Sunday, September 26, 2010

Waiting game: New Vatican evangelization agency has yet to materialize

In June, Pope Benedict XVI announced he was establishing a major Vatican agency to deal with "new evangelization" in traditionally Christian countries.

The pope's initiative was seen as a bold stroke in the church's ongoing effort to engage the modern world. But three months later, the project is still stuck in the slow wheels of Vatican bureaucracy.

Officially, in fact, the Pontifical Council for Promoting New Evangelization doesn't yet exist. 

Although the pope proclaimed its formation and then named its president, Italian Archbishop Rino Fisichella, the office will formally be launched only with the publication of an apostolic constitution, in which the pope will lay out the council's structure and tasks.

In the meantime, Archbishop Fisichella is in a kind of limbo.
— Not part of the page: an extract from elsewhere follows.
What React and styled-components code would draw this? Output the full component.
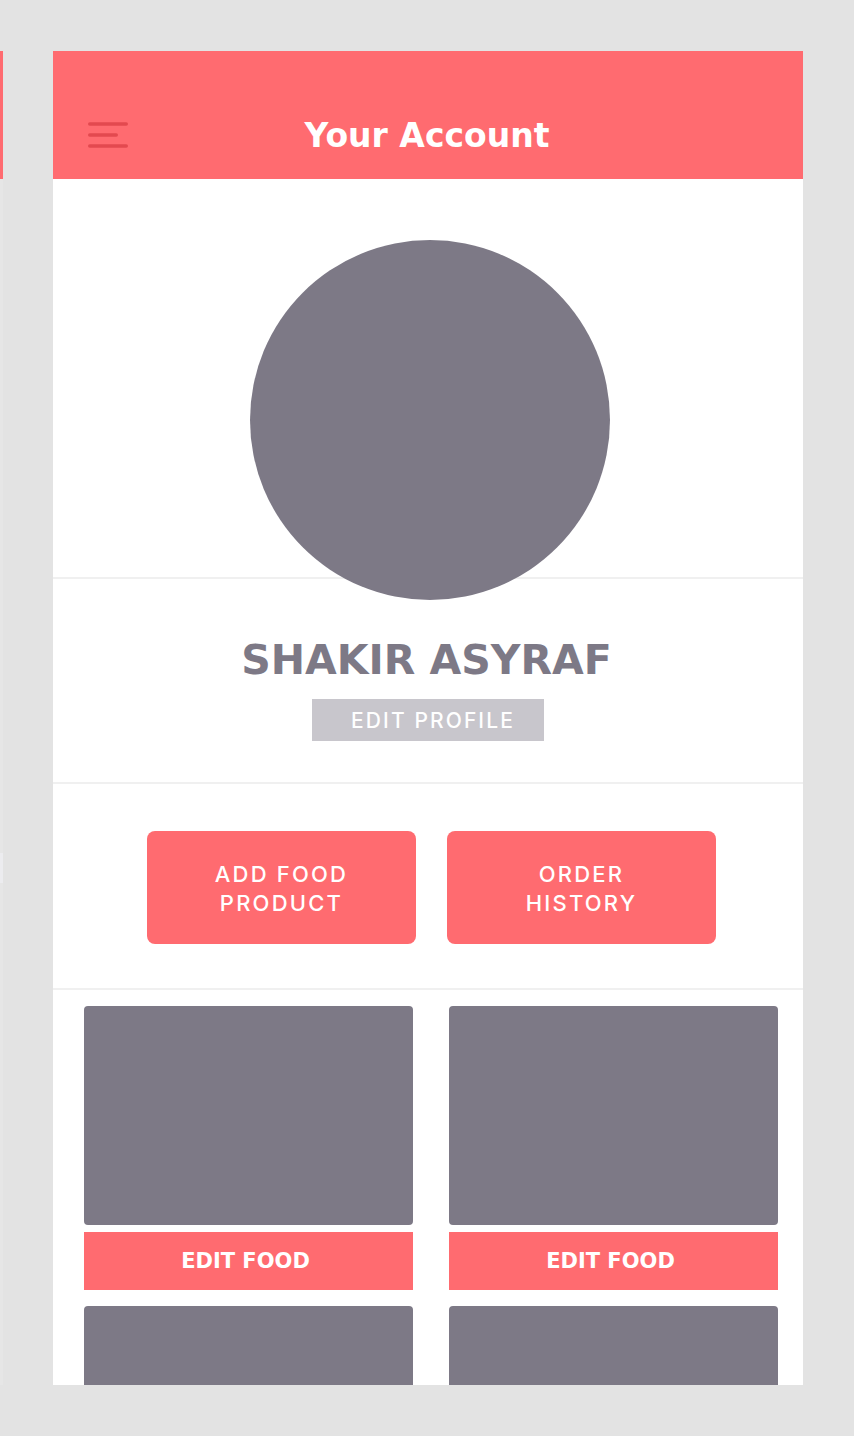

"We're hoping it will come around the end of September. I don't know any more than that. We need to be patient with the bureaucracy here," he said.

The pope keeps mentioning the importance of the new council. 

Most recently, he urged British bishops to "avail yourselves of its services."

But the council has no address, no phone number and no official mission. 

Work is proceeding on the council's office -- after the construction team took a month off for the traditional August holidays.

As Archbishop Fisichella said, "Pazienza." 

And at the Vatican, patience is more than a virtue; it's a way of life.

The refusal to be rushed can be seen in long-delayed appointments, the slow gestation of documents and the methodical preparation of events such as synods or consistories.

To take just one example, the pope's document on the 2008 Synod of Bishops on the Bible -- described as an urgently needed text by the synod participants -- was expected late last year or early in 2010. 

It has been inexplicably deferred and is now due out in the fall.

The timeline for that synod began with planning in 2006, making it a four-year run.

The pope can sometimes accelerate things, but even he is subject to the deliberate pace of the Roman Curia. 

A case in point: The pope finished his long-awaited second volume on Jesus of Nazareth last May, promoting speculation that the book would be released soon.

But Vatican officials are being so careful in their translations of the book that it's not coming out until Lent of 2011.

By that time, the pope may have a good start on the third and final volume of the series, which he began writing over the summer.

When it comes to appointments, the Vatican can move with lightning speed or slow motion. 

U.S. Archbishop-designate Joseph W. Tobin was recently appointed secretary of the Congregation for Institutes of Consecrated Life and Societies of Apostolic Life, a position that had been unfilled for six months. 

That's a long vacancy for the secretary job, which handles much of the day-to-day business of a congregation that oversees the world's men and women religious orders.

On the other hand, the Pontifical Council for Social Communications was without a No. 2 official for nearly three years before Irish Msgr. Paul Tighe was named secretary in 2008.

The College of Cardinals is one of the church's most important bodies, most significantly when it meets in a conclave to elect a new pope. 

Yet despite predictions to the contrary, Pope Benedict has shown no sense of urgency in filling vacancies among the 120 voting-age cardinals.

Rumors of a consistory to create new cardinals began more than a year ago, and it's now expected to happen in November, when the number of cardinal electors will have dipped to 101, the lowest in many years.

If the Vatican takes its time following up on events and personnel vacancies, it also anticipates some affairs by months or years. 

The Pontifical Council for the Family this week released the pope's letter for the Seventh World Meeting of Families -- which will be held in June 2012.

Similar messages for annual days devoted to mission, communications and young people are also released well ahead of time. 

The idea is that the advance release allows for wider dissemination of the papal text. On the other hand, by the time the events occur, such messages are rarely "breaking news."

One of the longest waits for a Vatican project was Pope John Paul II's 1989 reform of the Roman Curia, which took 16 years to put together -- more than half of his pontificate. 

When it was finally announced, it took several additional months to implement the changes and launch the newly created curia offices.

But what's a few months to an institution that thinks in centuries?

Pope Benedict seems to be just fine with the go-slow mentality that reigns in the Vatican, an attitude that reflects his general approach to workplace speed and efficiency. 

In 2006, citing the medieval monk St. Bernard of Clairvaux, the pope warned against "the dangers of excessive activity" in every kind of occupation, "even those involving the governance of the church."